Point is, our tactics for the both the broader anti-fascist movement (ending the comeback of Duterte and Marcos) and the electoral struggle should go beyond rallying behind a singular figure. More than just amassing a huge pink army, the election season should be an opportunity to be frank to the people we organize about the electoral struggle’s very limitations. To not clarify this to the masses would be to lie to them. Throughout our history, even the seemingly most progressive candidate eventually betrayed the interest of the masses.

We should not just “educate” Marcos apologists by sending them the academic profiles of our bets and compiling a list of credible readings. Instead, it is only ethical to enlighten them of the very mechanisms that continue to perpetuate our poverty which lead to the neverending discontent of the people over electoral results. We should bare to them, in no uncertain terms, that elections under a reactionary government (as we have now) are a limited playing field for it is still bound by moneyed interests. We engage with it to maximize our participation, but it is never what sets us free.

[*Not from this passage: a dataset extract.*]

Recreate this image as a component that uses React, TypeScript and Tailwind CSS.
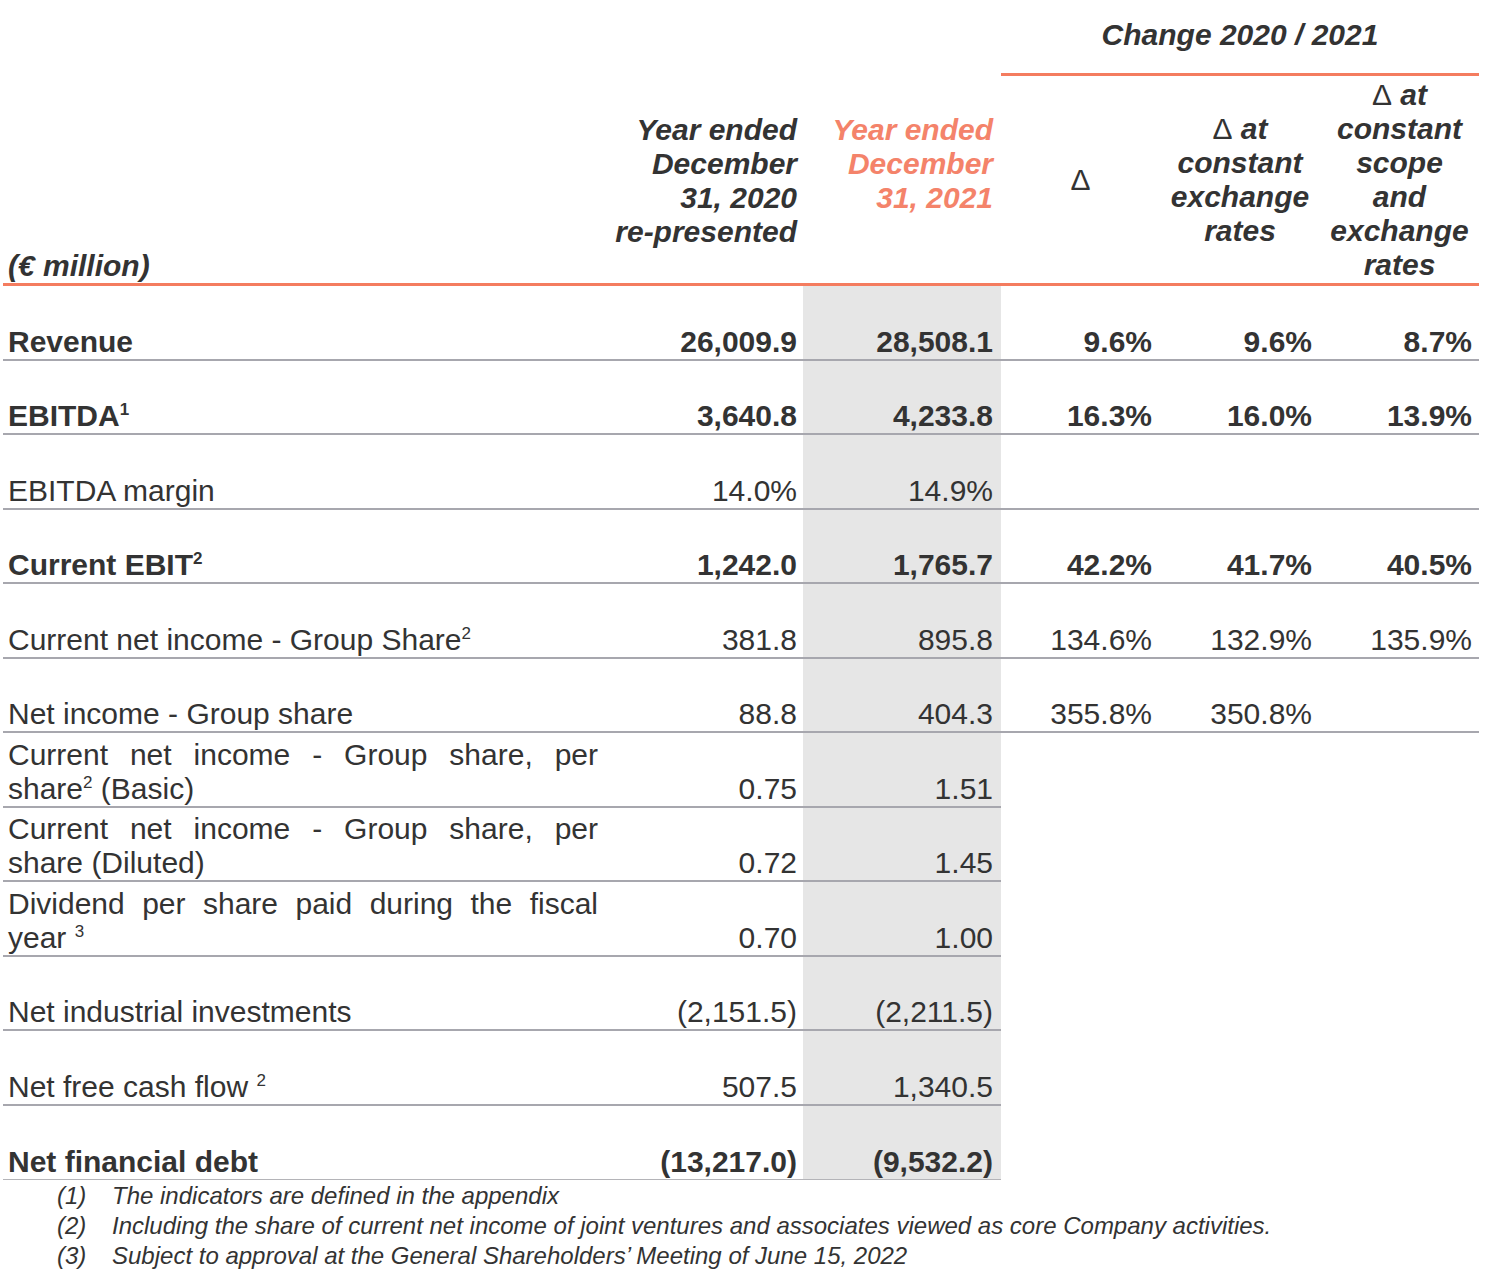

It is not just about gaining back supporters from Marcos-Duterte toward Leni, but amassing supporters for the longer haul, the mass movement toward national democracy. Elections are a heated time of heightened political engagement of even the middle and backward forces. We should take advantage of that to further raise their political consciousness.

What we should organize for, more than volunteers for temporal campaigns for progressive candidates, is to surface activists who would devote their lives to serving the people, even after the pink tide does indeed wash over us.